Cooke Optics Ltd. is a camera lens manufacturing company based in Leicester.

==History==
The foundation of Cooke Optics is coincident with Taylor, Taylor and Hobson (TTH) in 1886, as the sole activity of TTH was the manufacture of lenses under the Cooke branding. Administratively speaking, Cooke Optics is a spin-off of Taylor-Hobson, created after Taylor-Hobson shifted its focus to metrology instruments.

The brand name Cooke originally came from the company T. Cooke & Sons of York, a manufacturer of telescopes. The optical manager of that company, H. Dennis Taylor (no relation), devised the Cooke triplet lens in the 1890s. Cooke of York was not interested in the manufacture of camera lenses, and licensed this design and others to TTH. Subsequently many of TTH's own designs, though unconnected with Cooke of York, also carried the Cooke brand. The Cooke triplet lens was also made under licence by Voigtländer and other companies.

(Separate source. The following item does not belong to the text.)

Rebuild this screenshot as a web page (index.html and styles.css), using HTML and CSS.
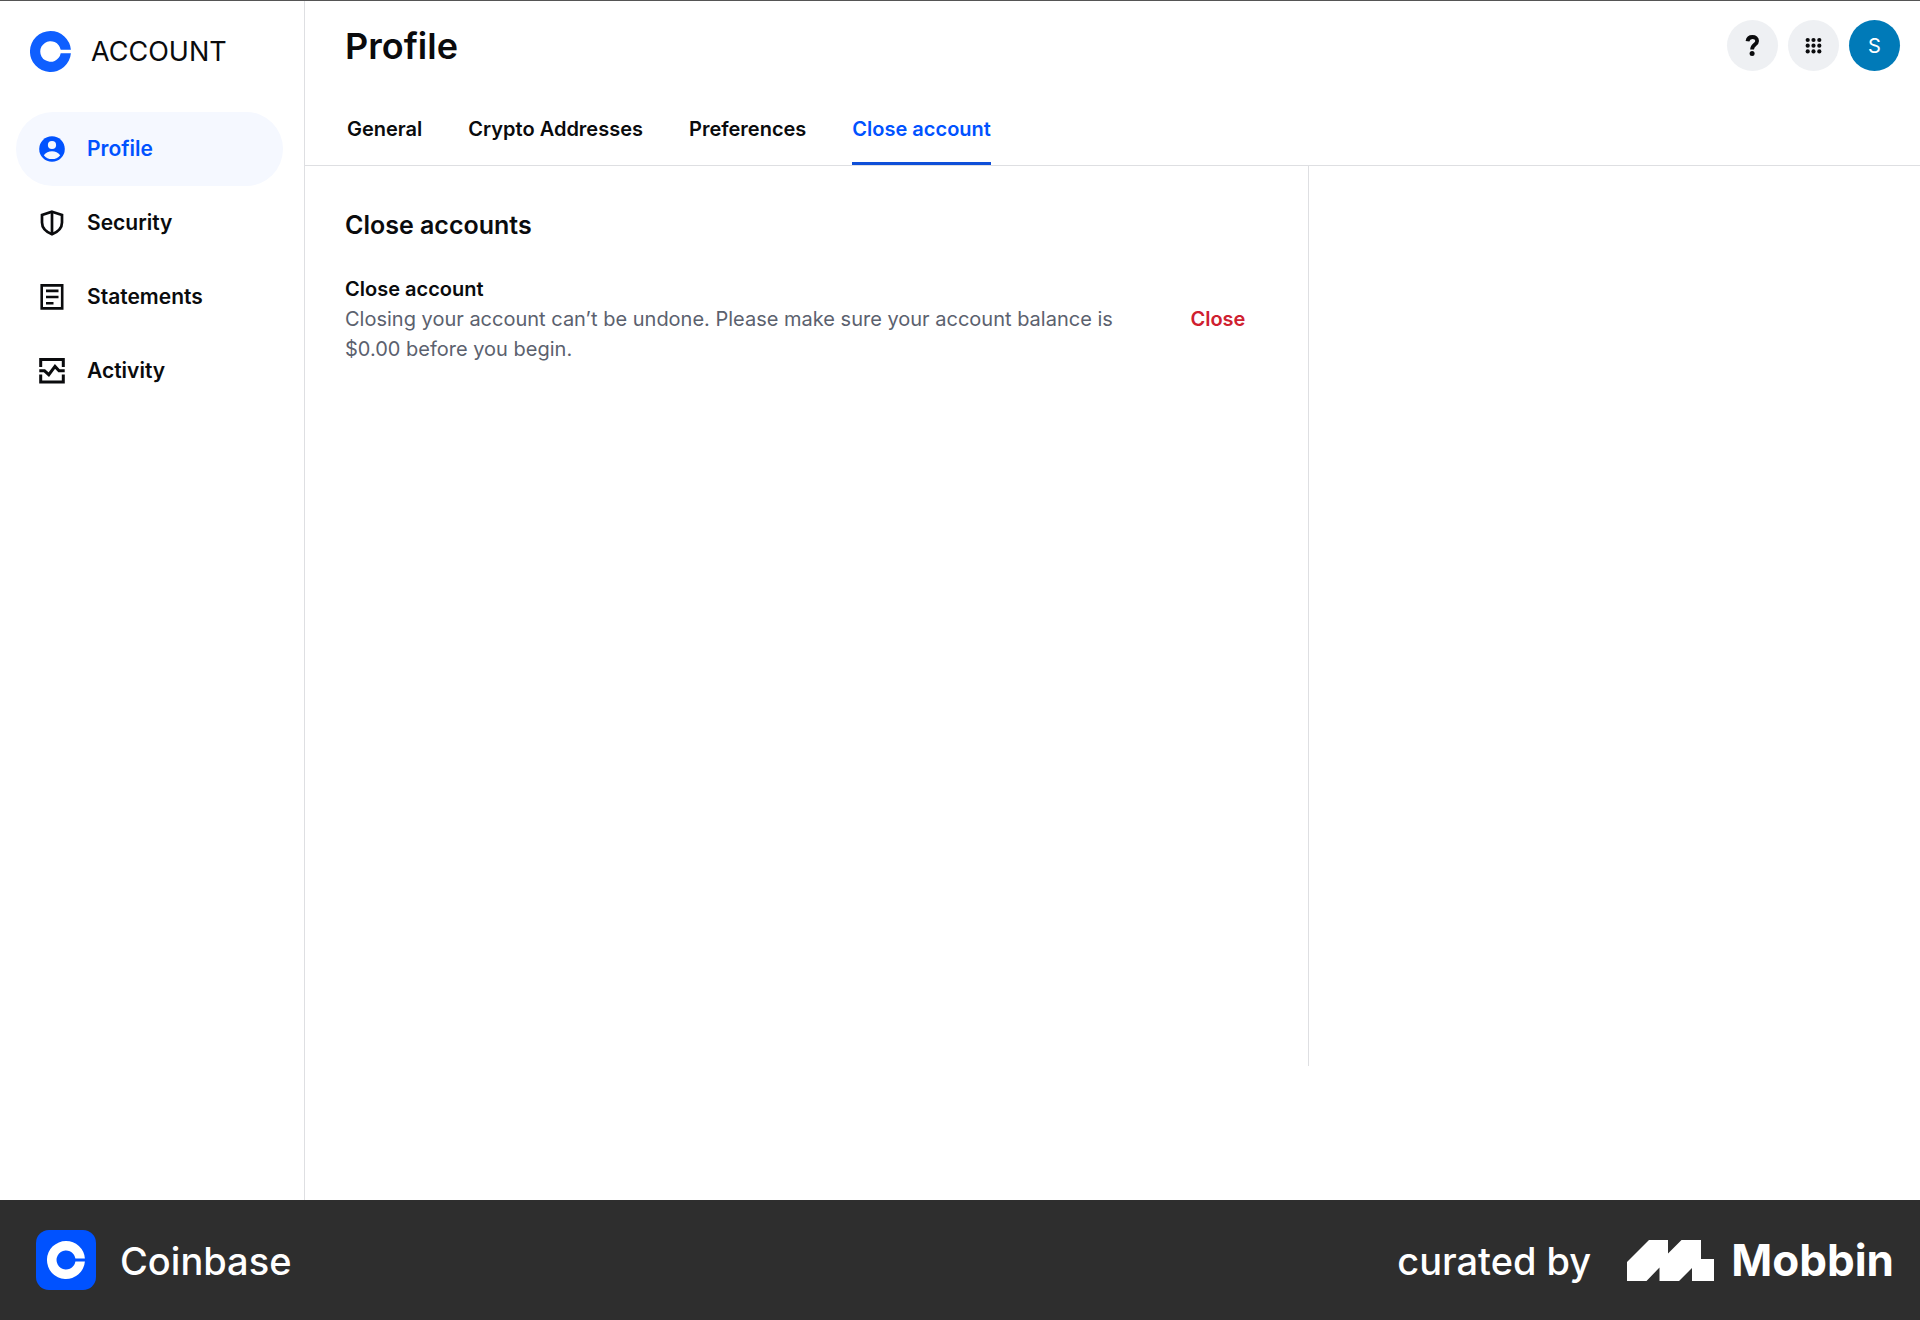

Throughout the twentieth century TTH produced a series of innovations, and supplied lenses for the (once large) UK camera industry, for photolithography in the printing industry in the USA and UK, and for cinematography. It provided a succession of technical solutions for Hollywood's evolving needs.

Bell & Howell took control of the company in 1930, but it was sold to Rank in 1946. In its later years, Taylor-Hobson's main interest was metrology, and it now operates as a subsidiary of Ametek.

In 1998, Cooke Optics was a new company formed following a buy-out of the Optical division of Taylor-Hobson. Chairman Les Zellan led the buy-out. Dave Stevens was then Managing Director of the Leicester-based facility and remained so until 2008 when Robert Howard replaced him as Chief Executive Officer. In 2018 Cooke Optics was acquired by Caledonia Investments. In 2020 Cooke announced the appointment of Tim Pugh as Chief Executive Officer and Kees van Oostrum as Non-Executive Chairman.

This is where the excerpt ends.